**AIM**.
Retype nothing but the lines from the start of the material up to and including the line with "import React from". Pictures don't belong in the copy.

**GIVEN DATA**.
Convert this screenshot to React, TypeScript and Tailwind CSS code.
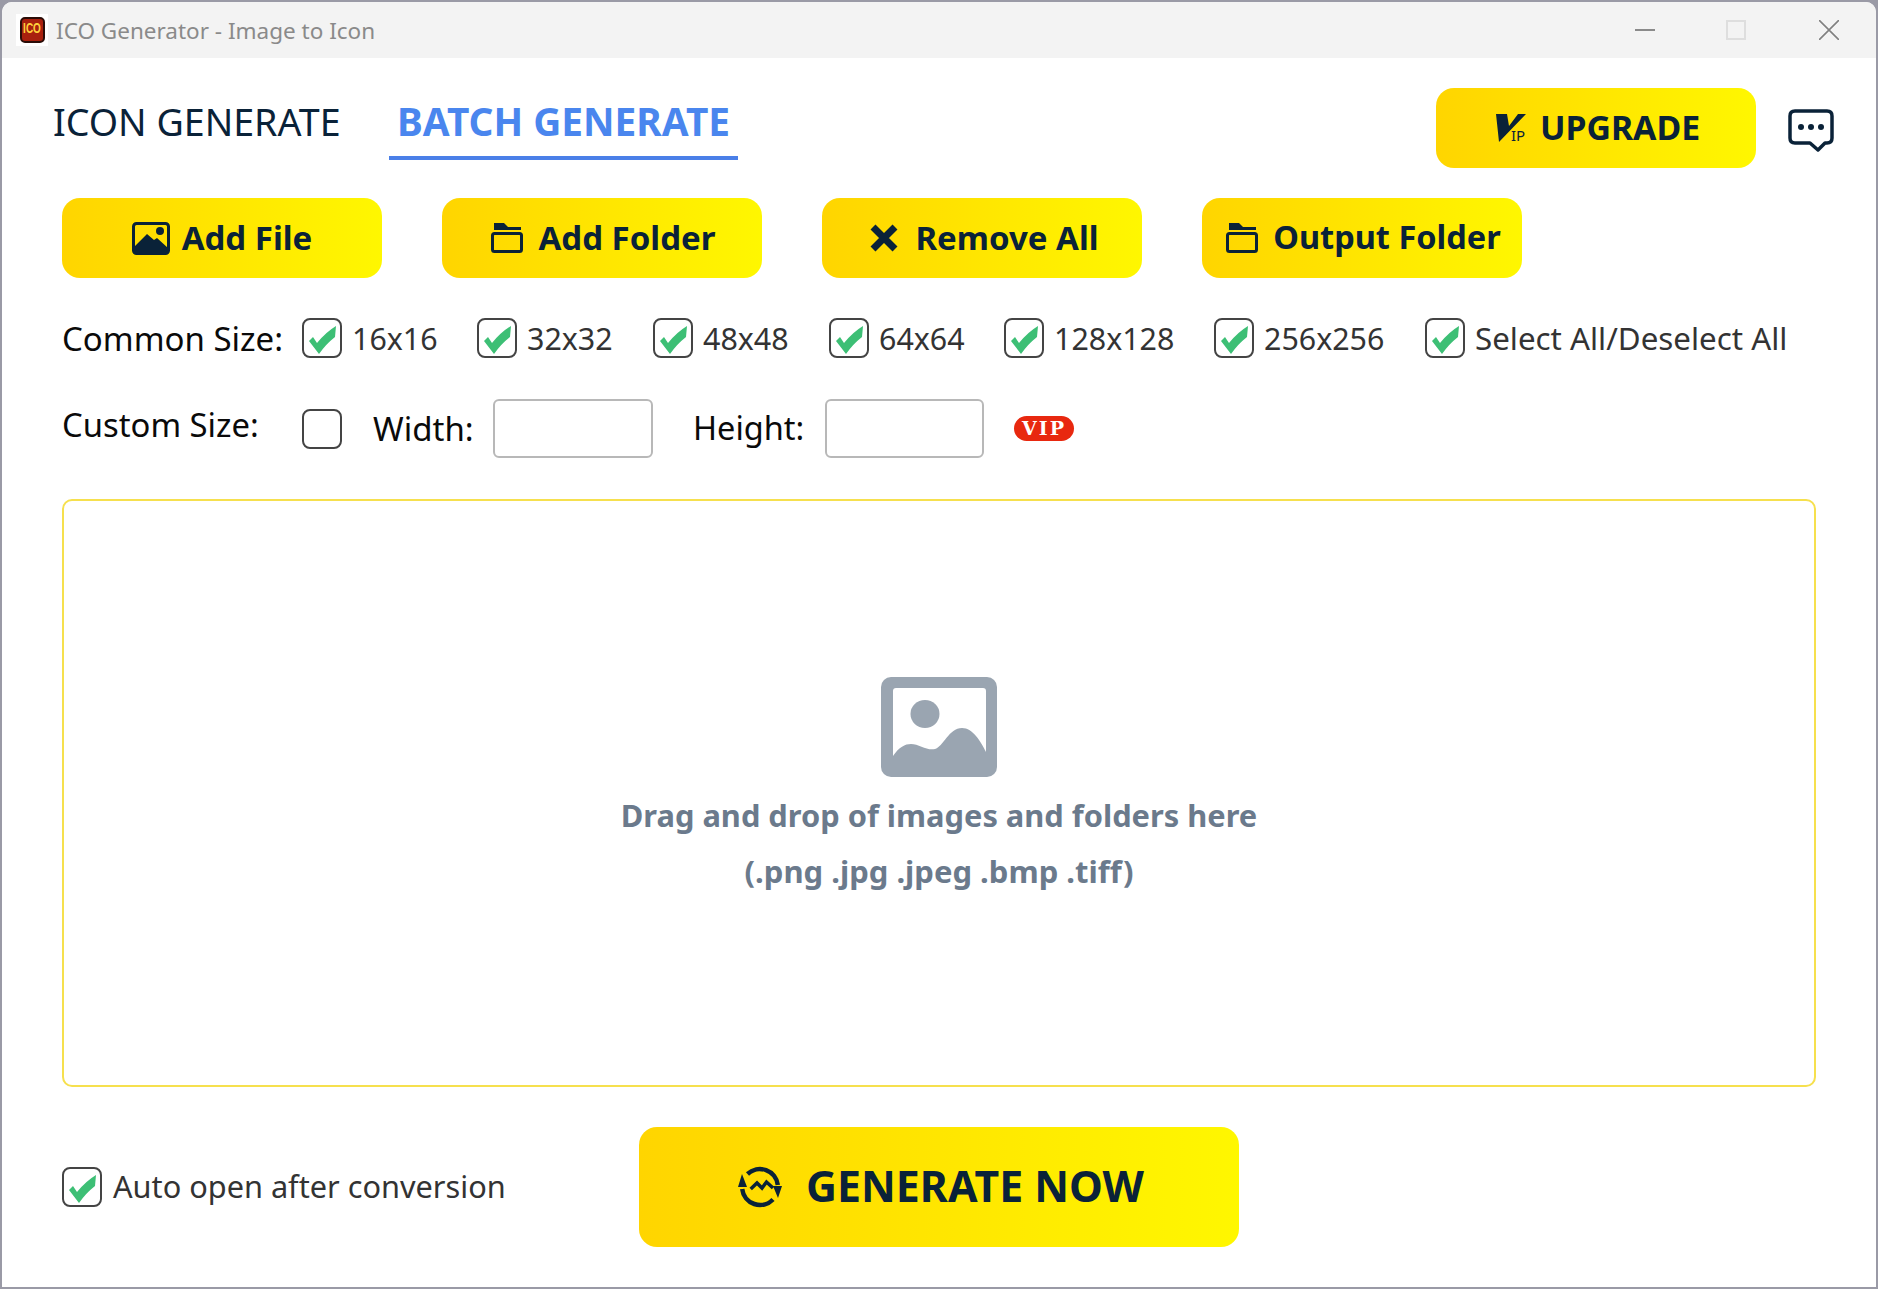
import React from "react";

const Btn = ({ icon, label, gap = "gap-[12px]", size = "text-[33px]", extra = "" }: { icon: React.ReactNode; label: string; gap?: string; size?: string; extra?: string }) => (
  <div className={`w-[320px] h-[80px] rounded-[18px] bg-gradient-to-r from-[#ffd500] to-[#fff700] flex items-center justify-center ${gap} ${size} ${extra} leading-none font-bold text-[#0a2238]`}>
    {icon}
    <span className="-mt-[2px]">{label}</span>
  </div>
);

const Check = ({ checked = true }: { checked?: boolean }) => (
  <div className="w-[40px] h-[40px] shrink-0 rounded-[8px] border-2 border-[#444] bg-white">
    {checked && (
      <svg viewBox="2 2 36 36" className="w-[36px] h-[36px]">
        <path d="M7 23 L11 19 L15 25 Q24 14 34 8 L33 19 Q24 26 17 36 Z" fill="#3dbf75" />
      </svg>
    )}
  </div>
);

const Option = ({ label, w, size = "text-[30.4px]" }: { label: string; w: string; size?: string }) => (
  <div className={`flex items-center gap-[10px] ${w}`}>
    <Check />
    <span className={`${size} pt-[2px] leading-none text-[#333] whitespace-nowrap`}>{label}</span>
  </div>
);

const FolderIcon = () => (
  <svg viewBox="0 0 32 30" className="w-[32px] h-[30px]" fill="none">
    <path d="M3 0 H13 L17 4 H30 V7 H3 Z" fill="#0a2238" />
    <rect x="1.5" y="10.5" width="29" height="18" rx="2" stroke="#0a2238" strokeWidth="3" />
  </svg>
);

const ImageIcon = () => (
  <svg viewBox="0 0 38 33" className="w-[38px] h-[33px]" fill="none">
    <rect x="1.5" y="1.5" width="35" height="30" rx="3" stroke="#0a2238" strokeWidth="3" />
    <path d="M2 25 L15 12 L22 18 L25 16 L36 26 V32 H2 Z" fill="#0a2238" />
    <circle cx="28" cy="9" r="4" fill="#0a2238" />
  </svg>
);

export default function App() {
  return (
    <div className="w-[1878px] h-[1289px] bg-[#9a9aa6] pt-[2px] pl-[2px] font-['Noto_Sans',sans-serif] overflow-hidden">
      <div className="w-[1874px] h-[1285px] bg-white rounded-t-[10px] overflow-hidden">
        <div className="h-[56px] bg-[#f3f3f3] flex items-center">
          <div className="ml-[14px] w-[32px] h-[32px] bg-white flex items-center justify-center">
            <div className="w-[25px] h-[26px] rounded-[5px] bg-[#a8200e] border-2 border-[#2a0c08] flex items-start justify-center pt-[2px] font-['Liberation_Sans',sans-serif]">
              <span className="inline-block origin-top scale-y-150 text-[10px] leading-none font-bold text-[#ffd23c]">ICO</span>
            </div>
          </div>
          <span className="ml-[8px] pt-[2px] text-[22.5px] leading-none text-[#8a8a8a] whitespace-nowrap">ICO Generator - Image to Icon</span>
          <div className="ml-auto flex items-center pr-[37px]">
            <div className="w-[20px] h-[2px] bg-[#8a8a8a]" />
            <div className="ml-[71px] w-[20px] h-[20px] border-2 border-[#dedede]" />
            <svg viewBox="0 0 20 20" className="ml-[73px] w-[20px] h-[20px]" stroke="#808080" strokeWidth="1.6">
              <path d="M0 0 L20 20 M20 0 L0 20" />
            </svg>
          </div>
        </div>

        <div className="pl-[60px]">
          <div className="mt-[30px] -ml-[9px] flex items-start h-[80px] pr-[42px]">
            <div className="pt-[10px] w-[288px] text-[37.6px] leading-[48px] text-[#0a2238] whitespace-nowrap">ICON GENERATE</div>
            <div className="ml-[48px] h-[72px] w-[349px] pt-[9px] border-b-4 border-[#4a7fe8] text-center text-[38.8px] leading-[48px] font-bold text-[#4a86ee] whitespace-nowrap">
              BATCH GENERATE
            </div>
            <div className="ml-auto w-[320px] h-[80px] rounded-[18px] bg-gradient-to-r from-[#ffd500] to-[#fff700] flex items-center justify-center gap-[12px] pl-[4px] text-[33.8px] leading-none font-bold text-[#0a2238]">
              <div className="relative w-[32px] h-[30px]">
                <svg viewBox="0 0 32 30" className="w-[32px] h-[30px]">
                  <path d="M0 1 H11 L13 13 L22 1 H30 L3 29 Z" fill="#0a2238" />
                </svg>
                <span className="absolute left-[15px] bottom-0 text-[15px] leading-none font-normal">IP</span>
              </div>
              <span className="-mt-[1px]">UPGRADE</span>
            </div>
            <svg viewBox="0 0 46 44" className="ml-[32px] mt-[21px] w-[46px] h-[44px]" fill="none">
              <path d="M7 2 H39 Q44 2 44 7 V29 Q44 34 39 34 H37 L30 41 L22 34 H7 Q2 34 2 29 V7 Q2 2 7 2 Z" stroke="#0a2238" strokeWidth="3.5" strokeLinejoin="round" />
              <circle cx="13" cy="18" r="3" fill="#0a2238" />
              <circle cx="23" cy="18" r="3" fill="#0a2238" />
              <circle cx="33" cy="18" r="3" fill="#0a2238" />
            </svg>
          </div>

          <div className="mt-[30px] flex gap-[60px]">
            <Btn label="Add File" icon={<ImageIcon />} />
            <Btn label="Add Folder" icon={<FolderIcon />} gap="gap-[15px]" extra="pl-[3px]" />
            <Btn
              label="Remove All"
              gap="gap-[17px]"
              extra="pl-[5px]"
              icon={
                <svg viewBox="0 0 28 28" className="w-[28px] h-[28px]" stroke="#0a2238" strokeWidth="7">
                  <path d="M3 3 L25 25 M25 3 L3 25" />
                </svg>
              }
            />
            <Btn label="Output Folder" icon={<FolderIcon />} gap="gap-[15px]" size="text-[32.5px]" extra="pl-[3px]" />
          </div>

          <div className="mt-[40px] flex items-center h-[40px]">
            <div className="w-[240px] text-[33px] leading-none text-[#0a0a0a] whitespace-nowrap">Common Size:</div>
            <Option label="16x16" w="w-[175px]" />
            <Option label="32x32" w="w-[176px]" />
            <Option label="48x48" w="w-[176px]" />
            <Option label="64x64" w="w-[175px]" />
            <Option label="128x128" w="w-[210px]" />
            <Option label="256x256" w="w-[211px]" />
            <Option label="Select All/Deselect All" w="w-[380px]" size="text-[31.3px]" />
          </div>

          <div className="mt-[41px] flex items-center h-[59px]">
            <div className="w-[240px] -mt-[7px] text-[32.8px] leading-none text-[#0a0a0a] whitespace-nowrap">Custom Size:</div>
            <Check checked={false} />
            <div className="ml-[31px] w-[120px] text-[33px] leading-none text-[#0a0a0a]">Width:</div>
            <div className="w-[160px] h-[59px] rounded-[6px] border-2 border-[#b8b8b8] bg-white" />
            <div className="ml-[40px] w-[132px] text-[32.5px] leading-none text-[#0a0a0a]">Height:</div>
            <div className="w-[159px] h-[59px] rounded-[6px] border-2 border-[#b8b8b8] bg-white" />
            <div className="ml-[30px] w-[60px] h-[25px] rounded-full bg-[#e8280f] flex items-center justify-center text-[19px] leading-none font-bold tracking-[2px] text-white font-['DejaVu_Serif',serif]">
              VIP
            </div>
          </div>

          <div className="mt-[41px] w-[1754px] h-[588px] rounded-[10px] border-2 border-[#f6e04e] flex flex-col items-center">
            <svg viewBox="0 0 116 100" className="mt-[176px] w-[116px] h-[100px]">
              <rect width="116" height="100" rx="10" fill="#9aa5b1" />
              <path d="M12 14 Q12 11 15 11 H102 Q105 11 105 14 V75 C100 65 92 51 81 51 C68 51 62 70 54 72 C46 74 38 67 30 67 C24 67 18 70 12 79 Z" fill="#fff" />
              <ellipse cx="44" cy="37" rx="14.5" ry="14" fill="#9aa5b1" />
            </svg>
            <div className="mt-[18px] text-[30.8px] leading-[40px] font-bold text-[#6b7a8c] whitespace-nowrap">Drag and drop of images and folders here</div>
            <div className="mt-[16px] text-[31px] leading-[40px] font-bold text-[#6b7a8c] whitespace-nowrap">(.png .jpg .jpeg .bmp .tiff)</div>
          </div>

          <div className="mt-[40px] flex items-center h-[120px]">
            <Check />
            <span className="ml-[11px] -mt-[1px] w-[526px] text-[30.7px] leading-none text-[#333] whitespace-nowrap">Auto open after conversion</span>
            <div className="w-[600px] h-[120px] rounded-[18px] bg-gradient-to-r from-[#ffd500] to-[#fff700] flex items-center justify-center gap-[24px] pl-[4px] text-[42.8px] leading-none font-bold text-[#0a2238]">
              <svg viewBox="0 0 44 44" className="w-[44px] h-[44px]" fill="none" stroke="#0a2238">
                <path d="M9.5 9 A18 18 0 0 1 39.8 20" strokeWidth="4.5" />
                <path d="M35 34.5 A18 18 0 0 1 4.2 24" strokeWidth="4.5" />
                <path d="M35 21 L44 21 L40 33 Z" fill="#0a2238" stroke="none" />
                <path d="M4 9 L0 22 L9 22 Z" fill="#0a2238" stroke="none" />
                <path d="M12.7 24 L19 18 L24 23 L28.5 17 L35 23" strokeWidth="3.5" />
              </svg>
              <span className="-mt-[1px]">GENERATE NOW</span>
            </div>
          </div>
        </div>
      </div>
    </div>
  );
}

**THE REPLY**.
Convert this screenshot to React, TypeScript and Tailwind CSS code.
import React from "react";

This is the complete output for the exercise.